## EXERCISE TASK
Retype the lines from the first one in the records down to the line containing "const levelValue = -21;", counting both, and leave out any pictures.

## DATA PROVIDED
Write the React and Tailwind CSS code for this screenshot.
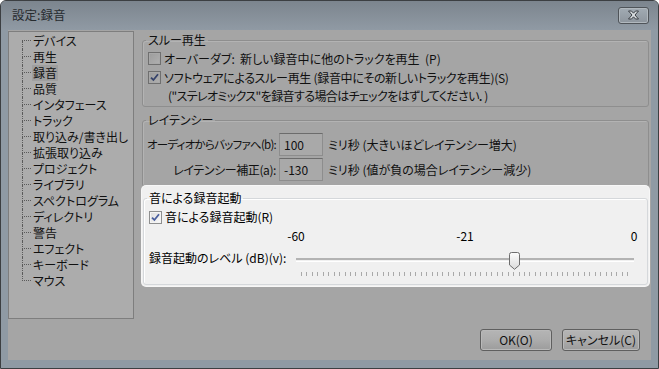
import React from 'react';

const treeItems = [
  'デバイス',
  '再生',
  '録音',
  '品質',
  'インタフェース',
  'トラック',
  '取り込み/書き出し',
  '拡張取り込み',
  'プロジェクト',
  'ライブラリ',
  'スペクトログラム',
  'ディレクトリ',
  '警告',
  'エフェクト',
  'キーボード',
  'マウス',
];

const levelMin = -60;
const levelMax = 0;
const levelValue = -21;

function CheckBox({ checked, dim }) {
  return (
    <span
      className={
        dim
          ? 'w-[13px] h-[13px] shrink-0 border border-[#6f6f6f] bg-gradient-to-br from-[#9c9c9c] to-[#b0b0b0] shadow-[inset_0_0_0_1px_#a8a8a8] flex items-center justify-center'
          : 'w-[13px] h-[13px] shrink-0 border border-[#8e8f8f] bg-gradient-to-br from-[#dcdcdc] to-[#fbfbfb] shadow-[inset_0_0_0_1px_#f4f4f4] flex items-center justify-center'
      }
    >
      {checked && (
        <svg width="9" height="9" viewBox="0 0 9 9">
          <path
            d="M1 4.6 L3.4 7 L8 1.3"
            fill="none"
            stroke={dim ? '#35426a' : '#4a5f9e'}
            strokeWidth="1.8"
          />
        </svg>
      )}
    </span>
  );
}

function TreeRow({ label, first, last, selected }) {
  return (
    <div className="flex h-[16px] items-center">
      <div className="w-[9px] h-full flex flex-col shrink-0">
        <div
          className={
            first
              ? 'h-[8px] border-b border-dotted border-[#5a5a5a]'
              : 'h-[8px] border-l border-b border-dotted border-[#5a5a5a]'
          }
        />
        <div className={last ? 'h-[8px]' : 'h-[8px] border-l border-dotted border-[#5a5a5a]'} />
      </div>
      <span
        className={
          selected
            ? 'ml-[1px] px-[1px] leading-[16px] bg-[#9f9f9f] whitespace-nowrap'
            : 'ml-[1px] px-[1px] leading-[16px] whitespace-nowrap'
        }
      >
        {label}
      </span>
    </div>
  );
}

function DimInput({ value }) {
  return (
    <div className="w-[44px] h-[23px] shrink-0 border border-[#8d8d8d] border-t-[#6c6c6c] bg-[#a9a9a9] pl-[4px] flex items-center leading-none">
      {value}
    </div>
  );
}

function Button({ label, width }) {
  return (
    <button
      className={
        width +
        ' h-[22px] rounded-[3px] border border-[#5f5f5f] bg-gradient-to-b from-[#b5b5b5] via-[#acacac] to-[#9c9c9c] shadow-[inset_0_0_0_1px_#b9b9b9] text-[12px] text-[#121212] leading-none flex items-center justify-center'
      }
    >
      {label}
    </button>
  );
}

export default function App() {
  const frac = (levelValue - levelMin) / (levelMax - levelMin);
  const ticks = Array.from({ length: levelMax - levelMin + 1 }, (_, i) => i);

  return (
    <div className="w-[659px] h-[369px] overflow-hidden border border-[#3c3f42] rounded-t-[6px] bg-[#8f9aa4] flex flex-col font-['Noto_Sans_CJK_JP',sans-serif] [font-feature-settings:'palt'] text-[12px] text-[#101010]">
      {/* title bar */}
      <div className="h-[29px] shrink-0 flex items-center justify-between pl-[11px] pr-[9px] bg-gradient-to-b from-[#7c858e] to-[#909aa4]">
        <span className="text-[12.5px] text-[#272b2f] leading-none">設定:録音</span>
        <div className="w-[31px] h-[17px] mt-[-1px] rounded-[3px] border border-[#4f5459] bg-gradient-to-b from-[#a2abb3] to-[#8d959d] shadow-[inset_0_0_0_1px_#b1b8be] flex items-center justify-center">
          <svg width="13" height="10" viewBox="0 0 13 10">
            <path
              d="M1.5 1 H4.5 L6.5 3.2 L8.5 1 H11.5 L8 5 L11.5 9 H8.5 L6.5 6.8 L4.5 9 H1.5 L5 5 Z"
              fill="#d9dde0"
              stroke="#3a3f44"
              strokeWidth="1"
              strokeLinejoin="round"
            />
          </svg>
        </div>
      </div>

      {/* client area */}
      <div className="mx-[7px] h-[330px] shrink-0 bg-[#a5a5a5] flex flex-col">
        <div className="flex mt-[1px]">
          {/* tree */}
          <div className="w-[126px] h-[288px] shrink-0 border border-[#7e7e7e] bg-[#acacac] pl-[13px] pt-[1px]">
            {treeItems.map((t, i) => (
              <TreeRow
                key={t}
                label={t}
                first={i === 0}
                last={i === treeItems.length - 1}
                selected={t === '録音'}
              />
            ))}
          </div>

          {/* right side */}
          <div className="w-[507px] ml-[8px] flex flex-col">
            <fieldset className="mt-[1px] border border-[#8e8e8e] rounded-[3px] shadow-[inset_1px_1px_0_#b3b3b3] pl-[3px] pr-[5px] pb-[2px]">
              <legend className="px-[2px] leading-[16px]">スルー再生</legend>
              <div className="pl-[2px] pt-[1px]">
                <div className="h-[19px] flex items-center gap-[3px]">
                  <CheckBox dim />
                  <span className="leading-[16px] whitespace-pre">
                    オーバーダブ:  新しい録音中に他のトラックを再生  (P)
                  </span>
                </div>
                <div className="h-[19px] flex items-center gap-[3px]">
                  <CheckBox dim checked />
                  <span className="leading-[16px] whitespace-nowrap tracking-[-0.3px]">
                    ソフトウェアによるスルー再生 (録音中にその新しいトラックを再生)(S)
                  </span>
                </div>
                <div className="h-[17px] flex items-center pl-[20px]">
                  <span className="leading-[16px] whitespace-nowrap tracking-[-0.6px]">
                    ("ステレオミックス"を録音する場合はチェックをはずしてください．)
                  </span>
                </div>
              </div>
            </fieldset>

            <fieldset className="mt-[5px] border border-[#8e8e8e] rounded-[3px] shadow-[inset_1px_1px_0_#b3b3b3] pl-[3px] pr-[5px] pb-[4px]">
              <legend className="px-[2px] leading-[16px]">レイテンシー</legend>
              <div className="pt-[4px]">
                <div className="h-[25px] flex items-center">
                  <div className="w-[130px] flex justify-end">
                    <span className="whitespace-nowrap text-[11.5px] tracking-[-0.75px]">オーディオからバッファへ(b):</span>
                  </div>
                  <div className="ml-[3px]">
                    <DimInput value="100" />
                  </div>
                  <span className="ml-[5px] whitespace-nowrap">ミリ秒 (大きいほどレイテンシー増大)</span>
                </div>
                <div className="h-[25px] flex items-center">
                  <div className="w-[130px] flex justify-end">
                    <span className="whitespace-nowrap tracking-[-0.4px]">レイテンシー補正(a):</span>
                  </div>
                  <div className="ml-[3px]">
                    <DimInput value="-130" />
                  </div>
                  <span className="ml-[5px] whitespace-nowrap">ミリ秒 (値が負の場合レイテンシー減少)</span>
                </div>
              </div>
            </fieldset>

            {/* highlighted group */}
            <div className="mt-[-1px] h-[100px] rounded-[4px] bg-[#f0f0f0] shadow-[0_0_0_1px_#f7f7f7] pt-[4px] px-[1px] text-black">
              <fieldset className="border border-[#d5d8db] rounded-[3px] shadow-[inset_1px_1px_0_#ffffff] pl-[3px] pr-[5px] pb-[8px]">
                <legend className="px-[2px] leading-[16px]">音による録音起動</legend>
                <div className="pl-[2px]">
                  <div className="mt-[2px] h-[18px] flex items-center gap-[3px]">
                    <CheckBox checked />
                    <span className="leading-[16px] whitespace-nowrap">音による録音起動(R)</span>
                  </div>

                  <div className="mt-[2px] grid grid-cols-[147px_338px]">
                    <div />
                    <div className="h-[16px] -mx-[9px] flex justify-between leading-[16px]">
                      <span className="w-[18px] text-center">-60</span>
                      <span className="w-[18px] text-center">-21</span>
                      <span className="w-[18px] text-center">0</span>
                    </div>

                    <div className="mt-[4px] h-[20px] flex items-center whitespace-nowrap">
                      録音起動のレベル (dB)(v):
                    </div>
                    <div className="mt-[4px] h-[20px] relative pt-[10px]">
                      <div className="h-[4px] border-t-[2px] border-b border-t-[#b3b3b3] border-b-white" />
                      <svg
                        className="absolute top-[4px]"
                        style={{ left: 5 + frac * 328 - 5.5 }}
                        width="11"
                        height="18"
                        viewBox="0 0 11 18"
                      >
                        <defs>
                          <linearGradient id="thumbFill" x1="0" y1="0" x2="0" y2="1">
                            <stop offset="0" stopColor="#fdfdfd" />
                            <stop offset="1" stopColor="#dadada" />
                          </linearGradient>
                        </defs>
                        <path
                          d="M0.5 2.5 Q0.5 0.5 2.5 0.5 H8.5 Q10.5 0.5 10.5 2.5 V13 L5.5 17.3 L0.5 13 Z"
                          fill="url(#thumbFill)"
                          stroke="#6e6e6e"
                          strokeWidth="1"
                        />
                      </svg>
                    </div>

                    <div />
                    <div className="mt-[4px] h-[4px] mx-[5px] flex justify-between">
                      {ticks.map((i) => (
                        <span key={i} className="w-[1px] h-full bg-[#a9a9a9]" />
                      ))}
                    </div>
                  </div>
                </div>
              </fieldset>
            </div>
          </div>
        </div>

        {/* buttons */}
        <div className="mt-[10px] flex justify-end gap-[10px] pr-[11px]">
          <Button label="OK(O)" width="w-[72px]" />
          <Button label="キャンセル(C)" width="w-[78px]" />
        </div>
      </div>
    </div>
  );
}
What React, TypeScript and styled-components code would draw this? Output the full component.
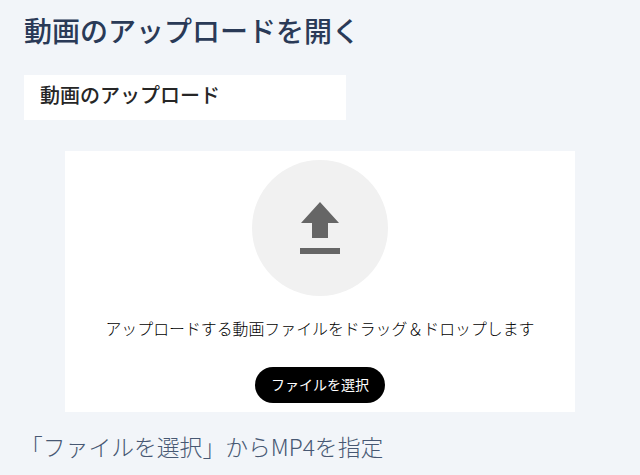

## SOLUTION TO THIS EXERCISE
Write the React and Tailwind CSS code for this screenshot.
import React from 'react';

const treeItems = [
  'デバイス',
  '再生',
  '録音',
  '品質',
  'インタフェース',
  'トラック',
  '取り込み/書き出し',
  '拡張取り込み',
  'プロジェクト',
  'ライブラリ',
  'スペクトログラム',
  'ディレクトリ',
  '警告',
  'エフェクト',
  'キーボード',
  'マウス',
];

const levelMin = -60;
const levelMax = 0;
const levelValue = -21;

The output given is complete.